Dans un courrier de son directeur, l’INRAE a reconnu le caractère d’accident du travail de deux anciennes salariées, contaminées par la maladie de Creutzfeldt-Jakob et décédées respectivement en 2019 et 2021. Plus tôt, le 26 janvier dernier, un rapport d'inspection ministérielle avait en effet confirmé cette probabilité.
"En tant qu’employeur, j’ai souhaité au regard des différents éléments concordants de ces deux drames, que nous puissions assumer le caractère probable de l’origine professionnelle de ces contaminations", a déclaré Philippe Mauguin, directeur de l'Institut national de recherche pour l'agriculture (INRAE), dans un communiqué.
Relevant malgré tout que la science ne permettait "pas encore de l’établir avec certitude", ce dernier a décrit cette reconnaissance, prise à l’issue du Conseil d’administration de l’INRAE du 11 mars dernier, comme "une étape importante reconnue avec gravité et solennité".
Deux cas recensés en France
Le 26 janvier dernier, le rapport sur la sécurité dans les laboratoires de recherche sur les prions infectieux, réalisé à la demande du ministère de l'Agriculture et celui de l'Enseignement supérieur et de la Recherche, avait conclu à la grande probabilité d’une contamination d’une technicienne de laboratoire par coupure lors d’une manipulation d’une lame de verre, en 2005.
Pierrette C., morte le 4 novembre 2021 de la maladie de Creutzfeldt-Jakob, étudiait des prions contaminés et plus particulièrement les interactions entre les micro-organismes pathogènes et leurs hôtes.
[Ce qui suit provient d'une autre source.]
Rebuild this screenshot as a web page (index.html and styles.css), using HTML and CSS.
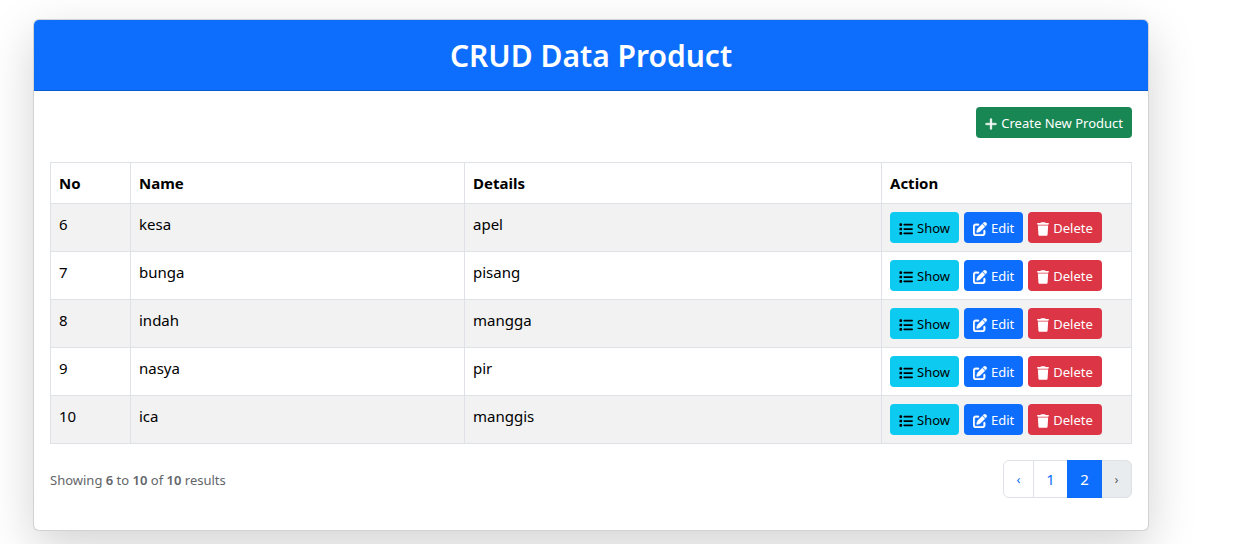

Retraitée au moment de l’apparition de la maladie, elle exerçait dans le laboratoire commun de l'INRAE et de l'Ecole vétérinaire de Toulouse (ENVT).
Un cas largement similaire à celui d’Émilie Jaumain, technicienne dans le laboratoire INRAE de Jouy-en-Josas (Yveline) et également décédée de la maladie de Creutzfeldt-Jakob en 2019, à l’âge de 33 ans. Pour l'avocat de la famille d'Émilie Jaumain, Maître Julien Bensimhon, "cette reconnaissance n’est qu’une étape.
La deuxième étape, c’est que l’INRAE admette enfin que les accidents sont dus à des fautes de sécurité commises au sein des laboratoires.
Julien Bensimhonà France 3 Occitanie
Arguant que l’INRAE a fait "passer la recherche avant la sécurité des salariés", un "syndrome Marie Curie". "Émilie n’avait pas été formée à la manipulation des prions, ni à la conduite à tenir en cas d’accident", relève-t-il. "La pince avec laquelle elle s’est coupée n’aurait pas dû se trouver dans le laboratoire. La famille est satisfaite de la décision, mais nous ne sommes pas encore au bout du chemin de la vérité judiciaire."
Prévenir les risques
"Ces deux décès ont questionné la communauté scientifique et le corps médical" au-delà de l’INRAE, a relevé Philippe Mauguin dans son communiqué. "Suite au premier décès [d’Émilie Jaumain, ndlr], une publication scientifique parue en 2020 sur l’étude des voies de contamination par prion infectieux a, pour la première fois, émis l’hypothèse d'une contamination professionnelle par un bref contact, par simple piqûre, avec du matériel contaminé."
Dans la foulée de cette publication, les manipulations sur les prions infectieux avaient été stoppées dans l’ensemble des établissements de recherche en France. Chaque unité de l’INRAE devra par ailleurs faire l’objet d’un audit avant toute reprise des activités de recherche.
Cette dernière prise de position de l’INRAE reconnaissant le lien "entre le développement de la maladie de Creutzfeld-Jakob et les accidents du travail" devrait en tout cas conduire à des mesures "d’indemnisation des familles concernées", mais également à une réflexion profonde sur "la prévention des risques sur la santé et la sécurité des agents".